If you don’t have a vision for what a victory looks like, what are we all doing.  An endless war.  Hoping that if we fight long enough, an acceptable victory situation might mysteriously emerge.  I only have the question; no idea what the answer may be.  It seems I am not alone.  I am yet to hear a politician clearly articulate what a victory in the middle east might look like.

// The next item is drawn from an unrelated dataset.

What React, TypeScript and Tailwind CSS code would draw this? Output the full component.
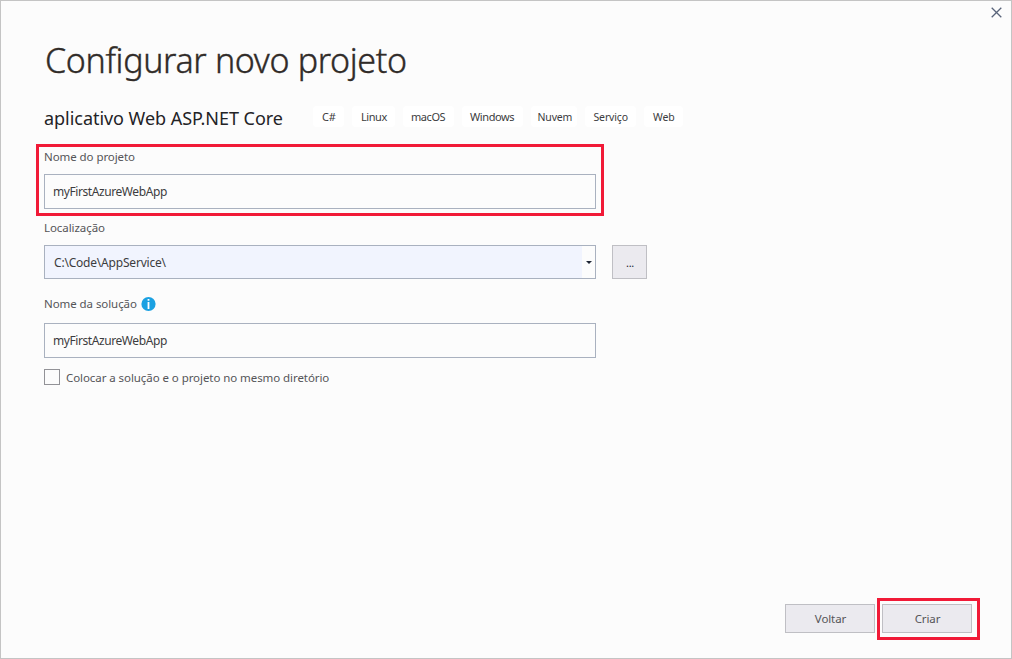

The sixth point is also curious, especially if you live in the US or Russia.  What would you think if someone said that war is good for the economy.  War means more weapons are sold and the defence industry goes through a boom period.  You would probably want to strangle someone but that is the reality of the major super powers.  They make lots of money by selling weapons to the combatants.  With the influence of the defence industry on government, it is fanciful to believe that pressure is not brought on politicians to let wars run on.  How they resist or give in to these pressures may come out in years to come.  It is not something a politician is going to announce right now.  It is however a factor in generating and supporting wars and instigating floods of refugees.

The final point

Sadly, floods of refugees are likely to increase.  It is estimated there are 60 million refugees at the moment.  That is in a population of 7 billion.  Refugees account for 0.85%.  What happens if it becomes 8.5%?  How does the western world cope when floods of refugees cross the border looking for a better life?  TV and Internet shows people in third world countries what it is like to live in the western world we are so proud of.  Should be be surprised when they come looking for a piece of the action.  Hardly.  Maybe we should start to think about how we might respond.  The day of reckoning may be closer than we think.